20代の場合、試験合格者というだけで有利になることもあるでしょう。科目合格だけでも期待をもって対応してもらえる可能性があります。
35歳以上になると前職の経歴が3年以上だったり、実務経験の有無やその内容について見られることが増えていきます。転職の理由がキャリアアップなのか、キャリアチェンジなのかで話は変わってきますので、希望する事務所の傾向や自身のキャリアをしっかりと分析しましょう。
例えばキャリアアップの場合であれば、一定の事業規模の会社からプロの道に進みたいと考えるケースであれば、公認会計士としての適性が認められやすいです。
一方のキャリアチェンジの場合、試験合格に加え英語やその他の技能も求められる可能性があります。

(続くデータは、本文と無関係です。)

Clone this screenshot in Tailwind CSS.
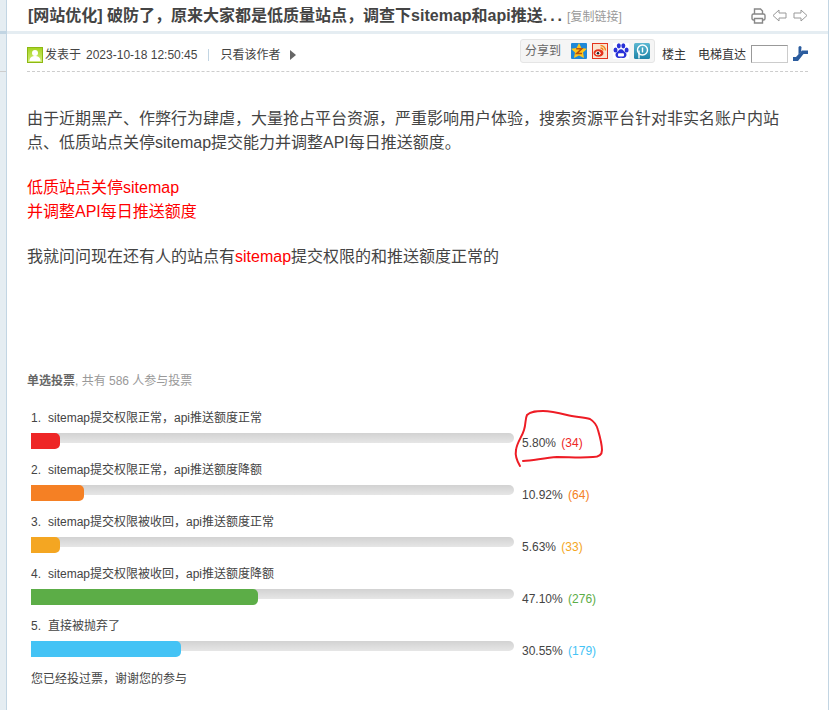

特に近年は海外と取引のある企業が増えているため、公認会計士も英語が必須となりつつありますので、試験後は英語の学習を進めておくとよいでしょう。
まとめ
転職をする場合でも、公務員として勤めあげる場合でも、様々なキャリアへの道を開いてくれる公認会計士資格。取得するためには難関試験を突破しなければなりませんが、それでもチャレンジする価値は十分にあります。
公認会計士試験を目指すのは、いつからでも遅くはありません。思い至ったら即行動。それこそが自身のキャリアを切り開くカギとなるでしょう。ご自身の年齢からキャリアを逆算し、リスクとメリットを比較してしっかり計画を立てましょう。